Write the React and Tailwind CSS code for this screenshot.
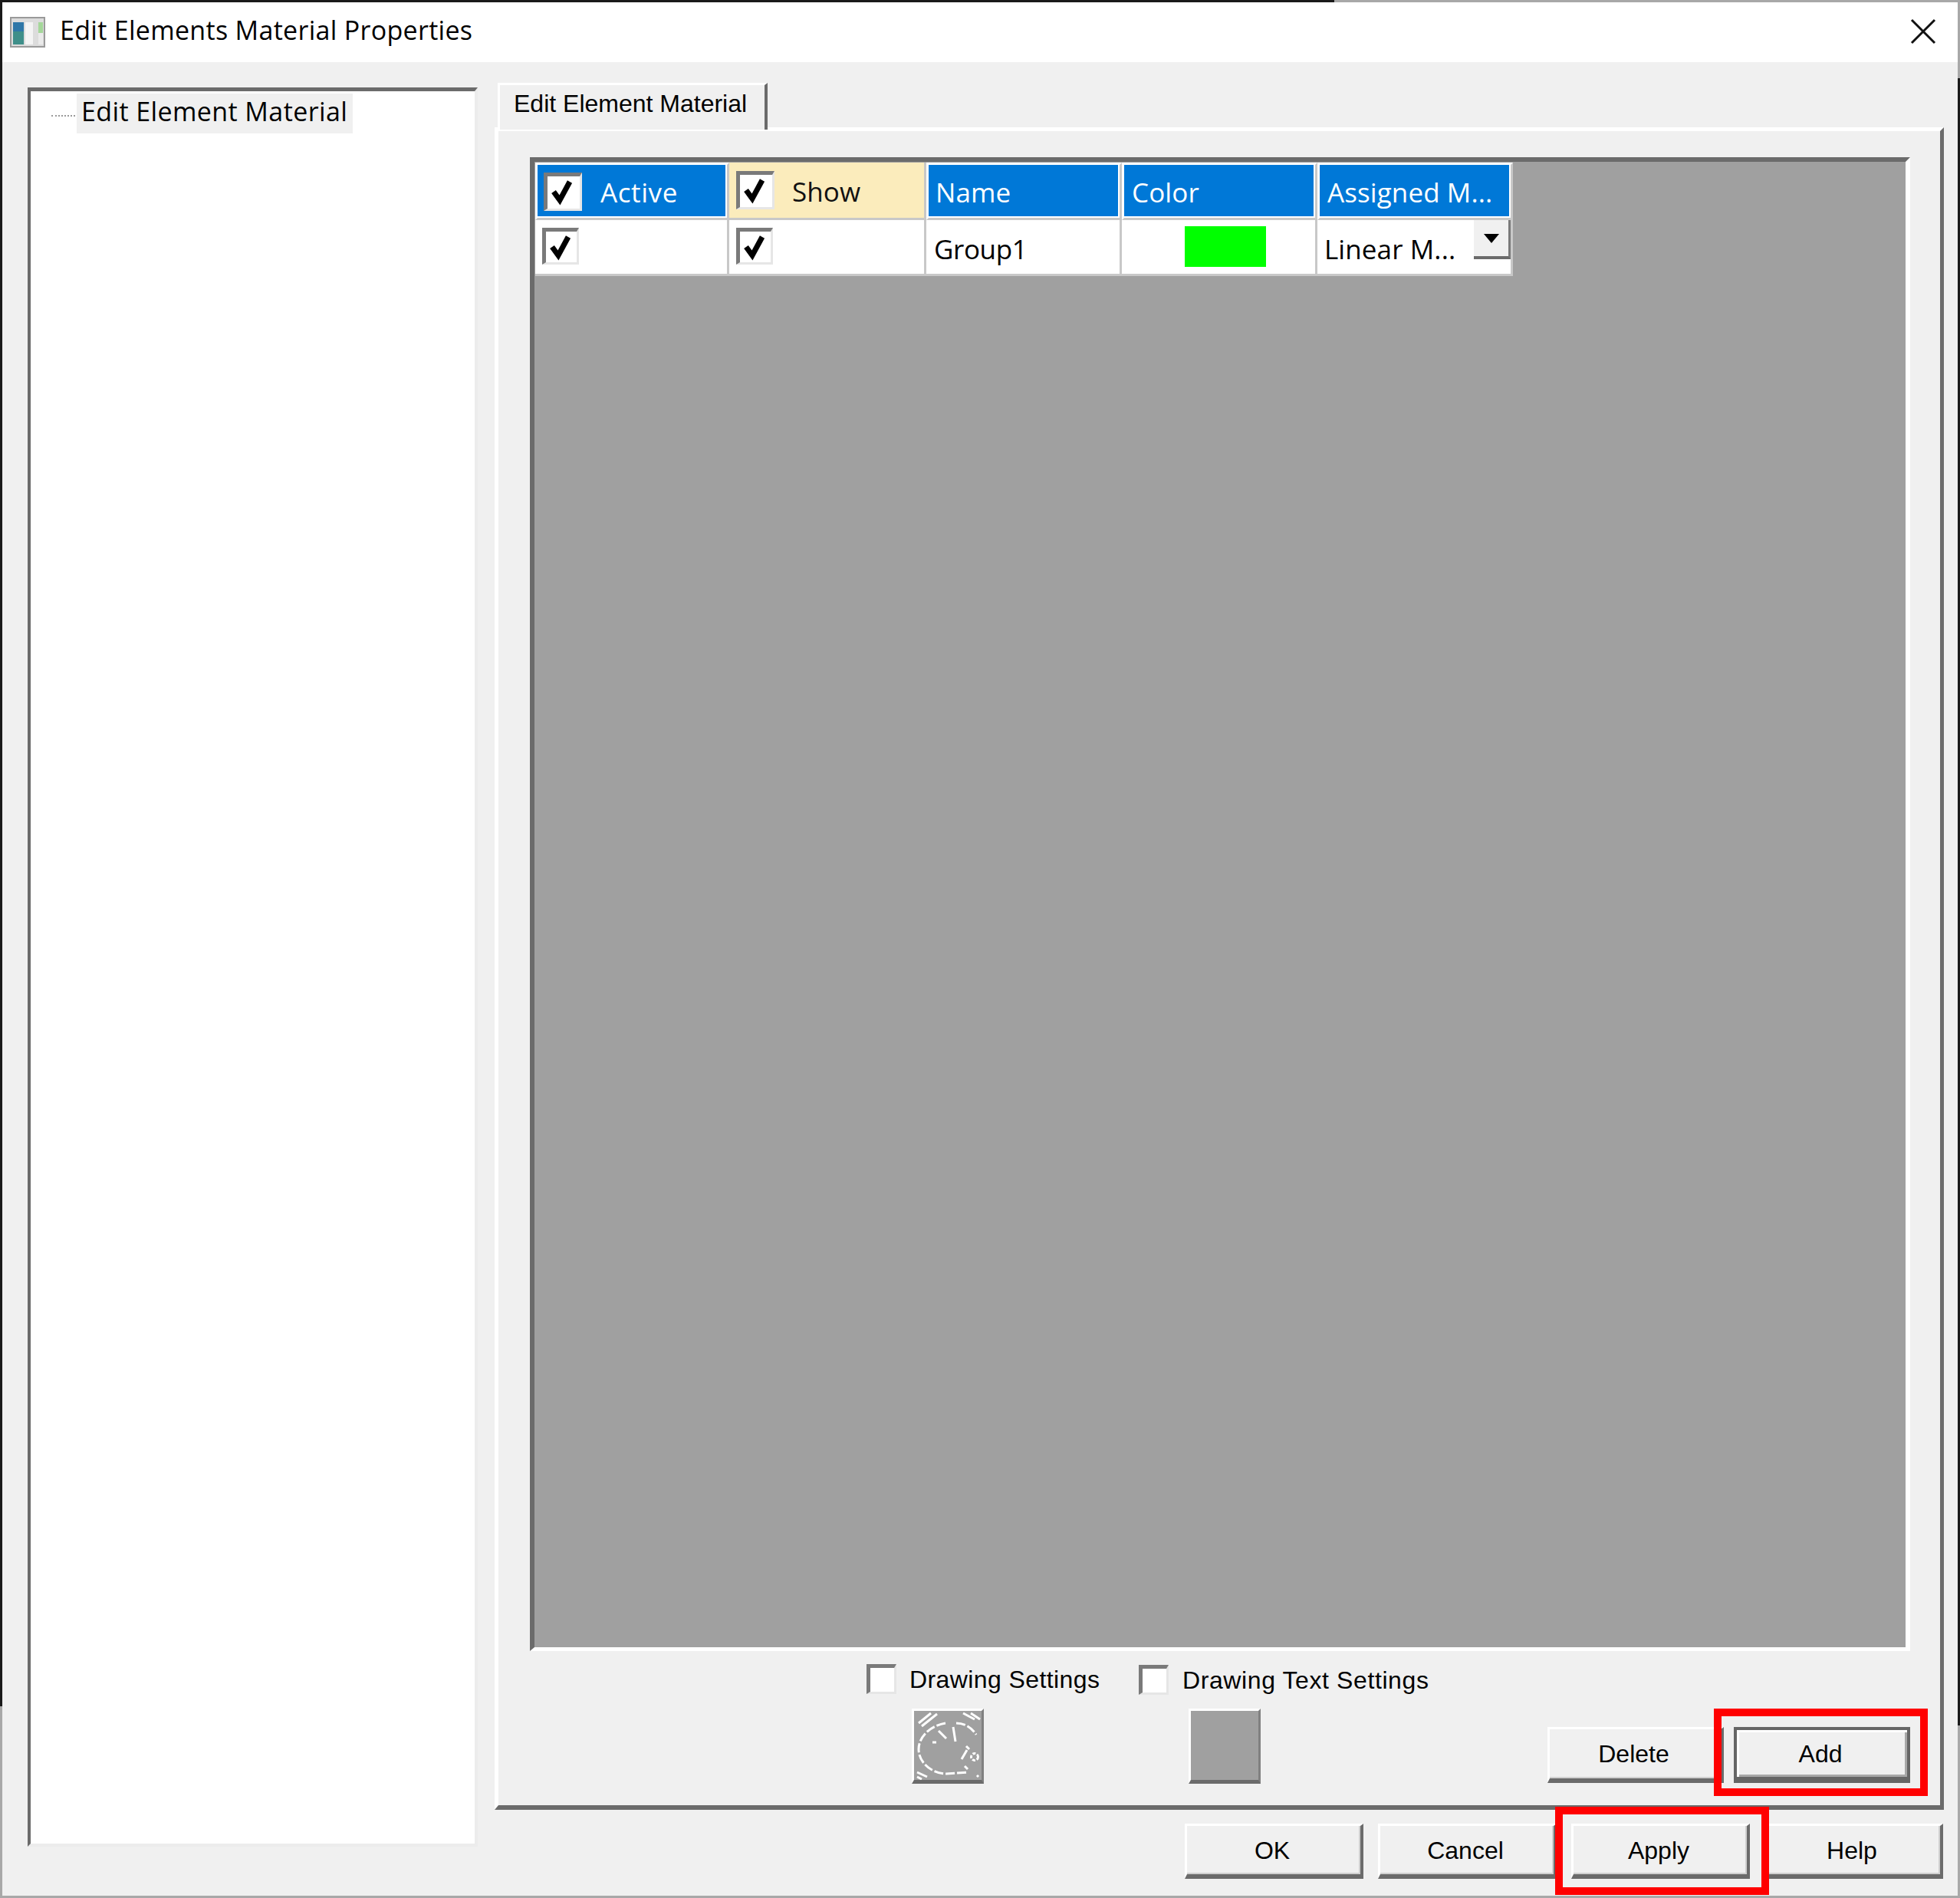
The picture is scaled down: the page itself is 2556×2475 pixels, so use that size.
const segoe = "font-['Open_Sans','Noto_Sans',sans-serif]";
const arial = "font-['Liberation_Sans',Arial,sans-serif]";

function Check() {
    return (
        <svg className="absolute left-0 top-0" width="44" height="44" viewBox="0 0 44 44">
            <path d="M8 20 L16 31 L29 7" fill="none" stroke="#000" strokeWidth="7" />
        </svg>
    );
}

function Checkbox({ checked, size = 'w-[48px] h-[48px]' }) {
    return (
        <div className={`relative shrink-0 bg-white border-t-[5px] border-l-[5px] border-r-[3px] border-b-[3px] border-t-[#7a7a7a] border-l-[#7a7a7a] border-r-[#e6e6e6] border-b-[#e6e6e6] ${size}`}>
            {checked && <Check />}
        </div>
    );
}

function Button({ children, isDefault, className = '', frame }) {
    const edge = isDefault
        ? 'border-[4px] border-[#666666] border-b-[8px] shadow-[inset_3px_3px_0_#ffffff,inset_-3px_-3px_0_#a8a8a8]'
        : 'border-t-[3px] border-l-[3px] border-r-[4px] border-b-[6px] border-t-white border-l-white border-r-[#6b6b6b] border-b-[#6b6b6b] shadow-[inset_-2px_-2px_0_#d0d0d0]';
    return (
        <div className={`relative flex items-center justify-center pr-[4px] bg-[#f0f0f0] text-[32px] text-black ${arial} ${edge} ${className}`}>
            {children}
            {frame}
        </div>
    );
}

function HeaderCell({ children, highlight, pad = 'pl-[23px]' }) {
    return (
        <div className={`flex items-center h-[75px] border-r-[3px] border-b-[3px] border-[#c8c8c8] ${highlight ? 'bg-[#fbecbc] text-[#111111]' : 'bg-[#0078d7] text-white border-t-[3px] border-l-[3px] border-t-white border-l-white shadow-[inset_-2px_-2px_0_#ffffff]'} ${pad}`}>
            {children}
        </div>
    );
}

function TableGrid() {
    return (
        <div className={`grid grid-cols-[253px_257px_255px_255px_255px] w-[1275px] ml-[1px] mt-[1px] text-[35px] tracking-[0.1px] ${segoe}`}>
            <HeaderCell pad="pl-[8px]">
                <Checkbox checked size="w-[50px] h-[50px]" />
                <span className="ml-[24px] mt-[4px] tracking-[0.6px]">Active</span>
            </HeaderCell>
            <HeaderCell highlight pad="pl-[9px]">
                <Checkbox checked size="w-[50px] h-[50px]" />
                <span className="ml-[23px] mt-[4px]">Show</span>
            </HeaderCell>
            <HeaderCell pad="pl-[9px]"><span className="mt-[4px]">Name</span></HeaderCell>
            <HeaderCell pad="pl-[10px]"><span className="mt-[4px]">Color</span></HeaderCell>
            <HeaderCell pad="pl-[10px]"><span className="mt-[4px] whitespace-nowrap">Assigned M...</span></HeaderCell>

            <div className="flex items-start h-[73px] pl-[9px] pt-[10px] bg-white border-r-[3px] border-b-[3px] border-[#c8c8c8]">
                <Checkbox checked />
            </div>
            <div className="flex items-start h-[73px] pl-[9px] pt-[10px] bg-white border-r-[3px] border-b-[3px] border-[#c8c8c8]">
                <Checkbox checked />
            </div>
            <div className="flex items-center h-[73px] pl-[10px] bg-white text-black tracking-[-0.4px] border-r-[3px] border-b-[3px] border-[#c8c8c8]">
                <span className="mt-[6px]">Group1</span>
            </div>
            <div className="flex items-center justify-center h-[73px] bg-white border-r-[3px] border-b-[3px] border-[#c8c8c8]">
                <div className="w-[106px] h-[53px] bg-[#00ff00] ml-[18px] -mt-[2px]"></div>
            </div>
            <div className="relative flex items-center h-[73px] pl-[9px] bg-white text-black border-b-[3px] border-r-[3px] border-[#c8c8c8]">
                <span className="mt-[6px] whitespace-nowrap">Linear M...</span>
                {/* combo arrow sits over the cell */}
                <div className="absolute right-0 top-0 w-[48px] h-[51px] flex items-center justify-center bg-[#f0f0f0] border-r-[3px] border-b-[4px] border-r-[#7a7a7a] border-b-[#6b6b6b]">
                    <svg width="20" height="12" viewBox="0 0 20 12"><path d="M0 0 H20 L10 12 Z" fill="#000" /></svg>
                </div>
            </div>
        </div>
    );
}

function DialIcon() {
    return (
        <svg width="88" height="90" viewBox="0 0 88 90" fill="none" stroke="#ffffff" strokeWidth="3">
            <path d="M41 16 C18 20 6 36 6 50 C6 68 24 82 42 82 L70 80" strokeDasharray="12 3" />
            <path d="M55 16 C67 16 76 23 81 31" strokeDasharray="12 3" />
            <path d="M32 26 L42 36 M51 21 L54 40 M24 41 H29 M69 51 L62 63 M68 46 L72 50 M66 72 L70 76" />
            <circle cx="79" cy="60" r="4.5" strokeDasharray="4 2" />
            <path d="M6 16 L22 3 M10 20 L30 4 M64 3 L79 11 M74 3 L86 11 M4 80 L17 86 M4 86 L10 89 M82 84 L84 86" />
        </svg>
    );
}

function BitmapButton({ children, className = '' }) {
    return (
        <div className={`flex items-center justify-center w-[94px] h-[98px] bg-[#a0a0a0] border-t-[3px] border-l-[3px] border-r-[3px] border-b-[5px] border-t-white border-l-white border-r-[#808080] border-b-[#6b6b6b] ${className}`}>
            {children}
        </div>
    );
}

export default function App() {
    return (
        <div className="flex flex-col w-[2556px] h-[2475px] bg-[#f0f0f0] overflow-hidden">
            {/* window frame, top */}
            <div className="flex h-[3px] shrink-0">
                <div className="w-[1740px] bg-[#1a1a1a]"></div>
                <div className="flex-1 bg-[#a8a8a8]"></div>
            </div>

            <div className="flex flex-1 min-h-0">
                <div className="w-[3px] shrink-0 bg-[linear-gradient(to_bottom,#1a1a1a_90%,#a8a8a8_90%)]"></div>

                <div className="flex flex-col flex-1 min-w-0">
                    {/* Title bar */}
                    <div className="flex items-center h-[78px] shrink-0 bg-white pl-[10px] pr-[28px]">
                        <svg width="46" height="40" viewBox="0 0 46 40" className="shrink-0">
                            <rect x="1" y="1" width="44" height="38" fill="#dcdcdc" stroke="#9a9a9a" strokeWidth="2" />
                            <rect x="4" y="7" width="14" height="29" fill="#3f8f8a" />
                            <rect x="4" y="7" width="14" height="12" fill="#2f77a8" />
                            <rect x="20" y="7" width="10" height="29" fill="#f4f4f4" />
                            <rect x="37" y="7" width="6" height="14" fill="#a5d79a" />
                            <rect x="37" y="21" width="6" height="15" fill="#eaeaea" />
                        </svg>
                        <span className={`ml-[19px] -mt-[5px] text-[34px] tracking-[0.3px] text-black ${segoe}`}>Edit Elements Material Properties</span>
                        <svg className="ml-auto -mt-[2px]" width="34" height="34" viewBox="0 0 34 34">
                            <path d="M2 2 L32 32 M32 2 L2 32" stroke="#111111" strokeWidth="3" />
                        </svg>
                    </div>

                    {/* Dialog body */}
                    <div className="flex flex-1 min-h-0 pl-[33px] pr-[15px]">
                        {/* Tree */}
                        <div className="w-[587px] h-[2294px] mt-[33px] shrink-0 bg-white border-t-[5px] border-l-[4px] border-r-[4px] border-b-[4px] border-t-[#6b6b6b] border-l-[#6b6b6b] border-r-[#ececec] border-b-[#ececec]">
                            <div className="flex items-center mt-[3px] ml-[27px]">
                                <div className="w-[31px] border-t-2 border-dotted border-[#9a9a9a] mt-[6px]"></div>
                                <div className={`flex items-center h-[52px] pl-[6px] pr-[7px] pb-[5px] ml-[2px] bg-[#f0f0f0] text-[34px] tracking-[0.4px] text-black ${segoe}`}>Edit Element Material</div>
                            </div>
                        </div>

                        {/* Tabs + buttons */}
                        <div className="flex flex-col w-[1890px] ml-[22px] mt-[27px]">
                            <div className={`relative z-10 flex items-center w-[352px] h-[61px] ml-[4px] -mb-[3px] pl-[18px] pb-[11px] bg-[#f0f0f0] border-t-[3px] border-l-[3px] border-r-[4px] border-t-white border-l-white border-r-[#6b6b6b] text-[32px] text-black ${arial}`}>
                                Edit Element Material
                            </div>

                            <div className="flex flex-col h-[2194px] pl-[41px] pr-[39px] pt-[34px] border-t-[5px] border-l-[5px] border-r-[5px] border-b-[6px] border-t-white border-l-white border-r-[#6b6b6b] border-b-[#6b6b6b]">
                                <div className="h-[1948px] shrink-0 bg-[#a0a0a0] border-t-[6px] border-l-[6px] border-r-[6px] border-b-[5px] border-t-[#6b6b6b] border-l-[#6b6b6b] border-r-white border-b-white">
                                    <TableGrid />
                                </div>

                                <div className="flex items-end mt-[17px]">
                                    <div className={`flex shrink-0 ml-[439px] text-[32px] tracking-[0.4px] text-black ${arial}`}>
                                        <div className="flex flex-col w-[355px]">
                                            <div className="flex items-center h-[39px]">
                                                <Checkbox size="w-[39px] h-[39px]" />
                                                <span className="ml-[17px] whitespace-nowrap">Drawing Settings</span>
                                            </div>
                                            <BitmapButton className="ml-[59px] mt-[19px]"><DialIcon /></BitmapButton>
                                        </div>
                                        <div className="flex flex-col">
                                            <div className="flex items-center h-[39px] mt-[1px]">
                                                <Checkbox size="w-[39px] h-[39px]" />
                                                <span className="ml-[18px] whitespace-nowrap tracking-[0.6px]">Drawing Text Settings</span>
                                            </div>
                                            <BitmapButton className="ml-[65px] mt-[18px]"></BitmapButton>
                                        </div>
                                    </div>
                                    <div className="flex gap-[13px] ml-auto mb-[1px]">
                                        <Button className="w-[230px] h-[73px]">Delete</Button>
                                        <Button
                                            isDefault
                                            className="w-[230px] h-[73px]"
                                            frame={<div className="absolute -left-[30px] -top-[28px] w-[279px] h-[114px] border-[10px] border-[#ff0000]"></div>}
                                        >
                                            Add
                                        </Button>
                                    </div>
                                </div>
                            </div>

                            <div className="flex justify-end gap-[19px] mt-[18px] pr-[1px]">
                                <Button className="w-[233px] h-[72px]">OK</Button>
                                <Button className="w-[233px] h-[72px]">Cancel</Button>
                                <Button
                                    className="z-10 w-[233px] h-[72px]"
                                    frame={<div className="absolute -left-[24px] -top-[25px] w-[279px] h-[115px] border-[10px] border-[#ff0000]"></div>}
                                >
                                    Apply
                                </Button>
                                <Button className="w-[233px] h-[72px]">Help</Button>
                            </div>
                        </div>
                    </div>
                </div>

                <div className="w-[3px] shrink-0 bg-[linear-gradient(to_bottom,#a8a8a8_4%,#1a1a1a_4%,#1a1a1a_91%,#a8a8a8_91%)]"></div>
            </div>

            <div className="h-[3px] shrink-0 bg-[#a8a8a8]"></div>
        </div>
    );
}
※
Give every line of the material that includes the string "size".

The picture is scaled down: the page itself is 2556×2475 pixels, so use that size.
function Checkbox({ checked, size = 'w-[48px] h-[48px]' }) {
        <div className={`relative shrink-0 bg-white border-t-[5px] border-l-[5px] border-r-[3px] border-b-[3px] border-t-[#7a7a7a] border-l-[#7a7a7a] border-r-[#e6e6e6] border-b-[#e6e6e6] ${size}`}>
                <Checkbox checked size="w-[50px] h-[50px]" />
                <Checkbox checked size="w-[50px] h-[50px]" />
                                                <Checkbox size="w-[39px] h-[39px]" />
                                                <Checkbox size="w-[39px] h-[39px]" />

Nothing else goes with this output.